Un mañana, Pan, Téster de violencia, La la la, Pelusón of milk, desfilaron desde tantos temas, como hojas de un viento que mecía al público, apretadito, tanto por la armonía spinettiana como por la cercanía obligada entre sillas: ajustadas, unas contra otras, adheridas, con problemas evidentes para quien tuviese en suerte personas de tamaño a sus costados. Apropiadas también para la espía de diálogos ajenos.
Va uno: "¿Esto es jazz?" le preguntaba ella a él, mientras él consultaba por celular a su compañero de trabajo acerca del arreglo de las computadoras. (Sólo se apunta como nota distintiva. Distintiva y tonta. En un marco que nada tuvo que ver con ellos).
Spinetta luce sobre el escenario como una efigie de música que abriga, entre la fuerza sobre los parches de Sergio Verdinelli, la postura de alumno aplicado de Claudio Cardone en teclados (con espacio para lucirse, con la algarabía del propio Spinetta), y el pulso firme de Nerina Nicotra, cuyo bajo no dejó de destellar reflejos de fresnel sobre los rostros asistentes: hálito curioso el que provocaba, acorde con su femineidad de silencio rubio. Luego también, en el último tramo de la noche, la participación de la guitarra rocker de Baltasar Comotto. Spinetta, una vez y otra, los agasajó como la banda superlativa que son: pidió aplausos, los nombró muchas veces, los quiso tanto como el público lo quiere a él.
Mientras la música sucedía, las luces adornaban de pátinas verdes, violetas, quizá naranjas, a la pantalla y a los intérpretes. El público, en tanto, permaneció bañado en sombras, con algunos alardes de sapiencia incontenible que afloraban en forma de pedidos, de admiración, de alborozo, aunque siempre desde el rasgo mayor -y apreciable del placer de la escucha. Música para escuchar, para quedarse a vivir en ella para siempre. Con la compañía de la voz subeybaja emocional de tintes color almendra, jade e invisible, tan identificable como insustituible. Con palabras que viajan en direcciones de caleidoscopio, de horizontes lejanos y cercanos, como aquel que de entre las manos escapara a Ronald Colman en aquella película de Frank Capra.

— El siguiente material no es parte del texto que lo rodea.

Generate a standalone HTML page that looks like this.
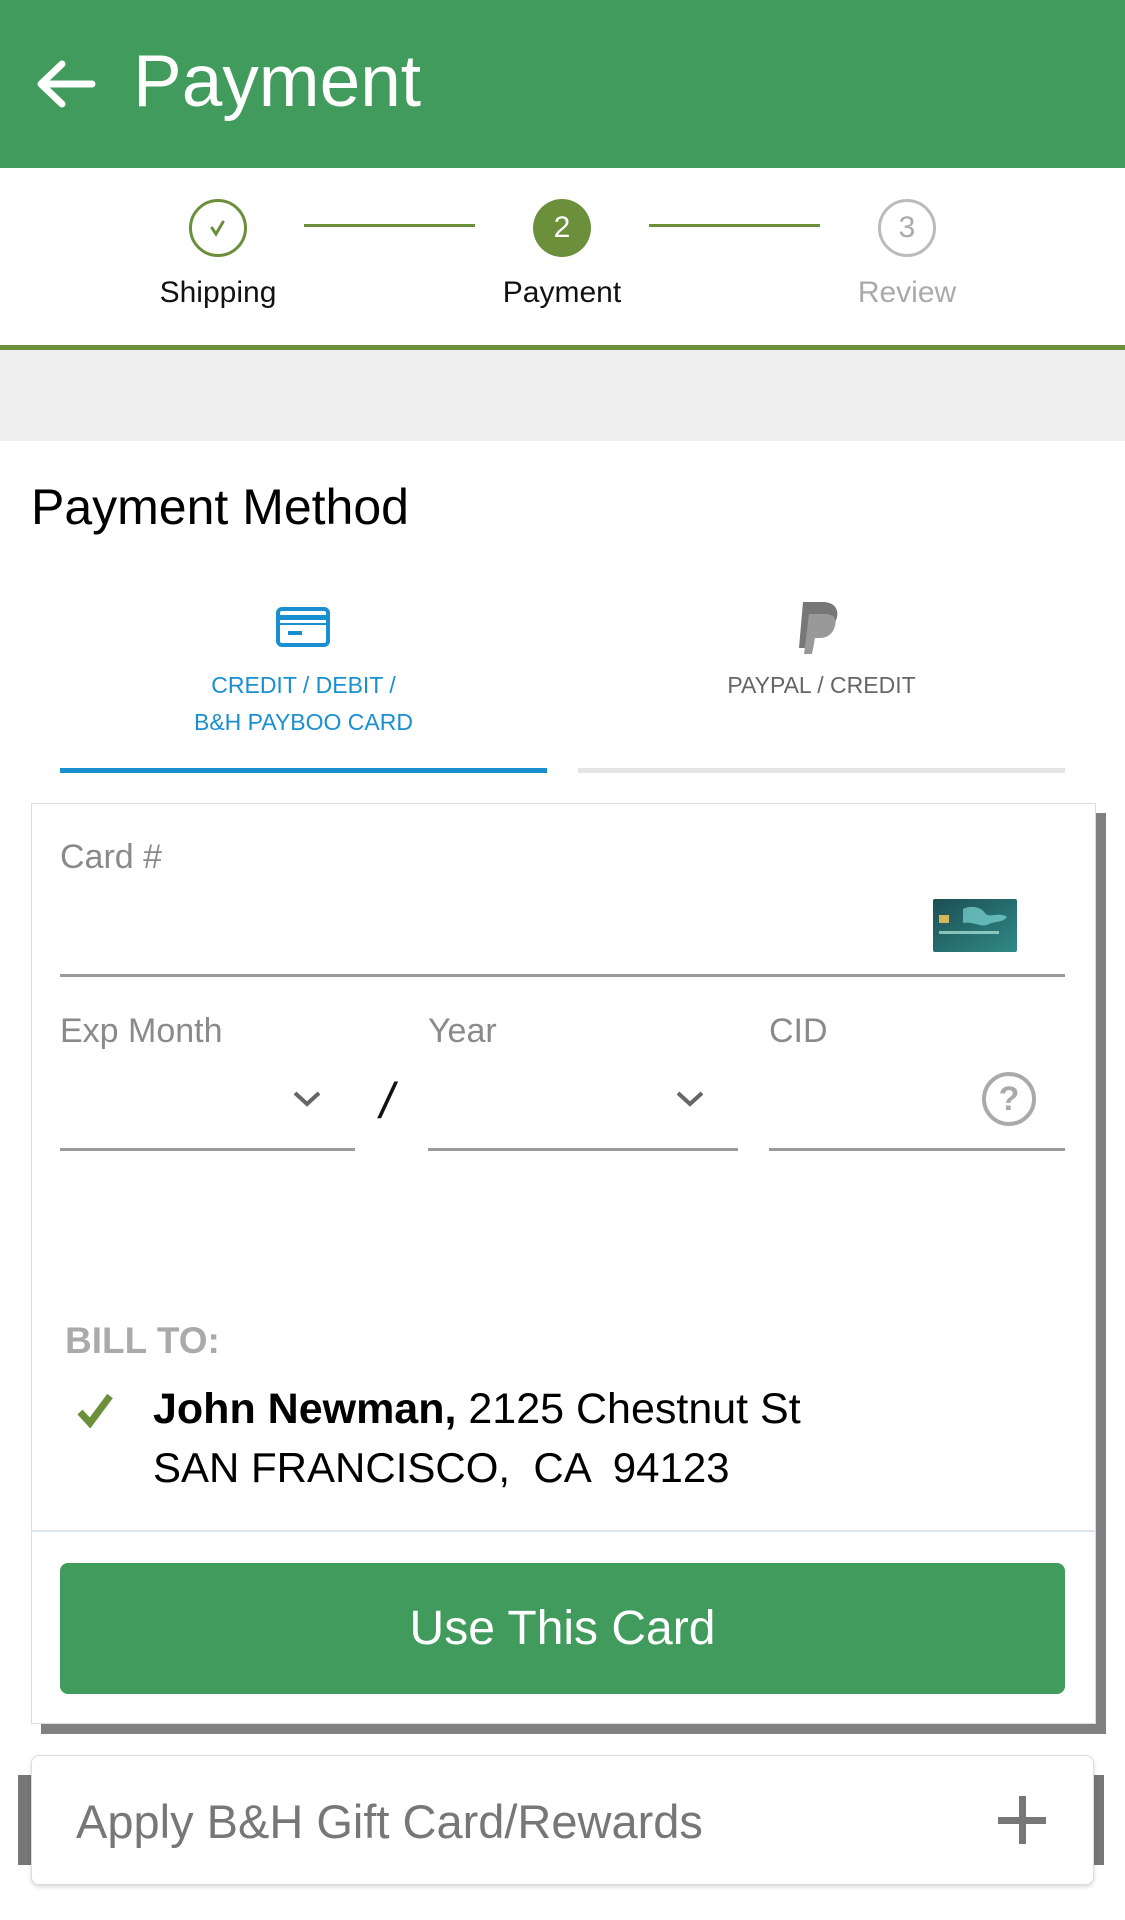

El escenario tuvo también invitados ilustres cuando Spinetta sumó los acordes de "Las cosas tienen movimiento" (Fito Páez), "8 de octubre" (León Gieco), "La guitarra" (Atahualpa Yupanqui), "Filosofía barata y zapatos de goma" (Charly García, a quien Spinetta se refirió, vaya manera, como "el flaco"). De nuevo, entonces, el clima de la amistad, el lugar de encuentro donde todos son parte, el mundo de la música, sus alegrías, sus dolencias, y el renovado pedido por la salud, recuerda Spinetta, de uno de ellos, de Cerati.
El goce pasional -dijo Nietzsche despierta con la música. Mucho de ello hubo entonces, cuando la duración de los temas -y del recital adquirían una extrañeza tal que resultaba imposible pensar en que habían pasado más de dos horas. El aviso del músico, irónicamente, devolvía al manto de la realidad: "Terminamos rápido porque mañana se tienen que levantar a las siete, para ver el partido entre Irak y Santiago del Estero". Un oasis, se decía, entre tantas banderitas de plástico.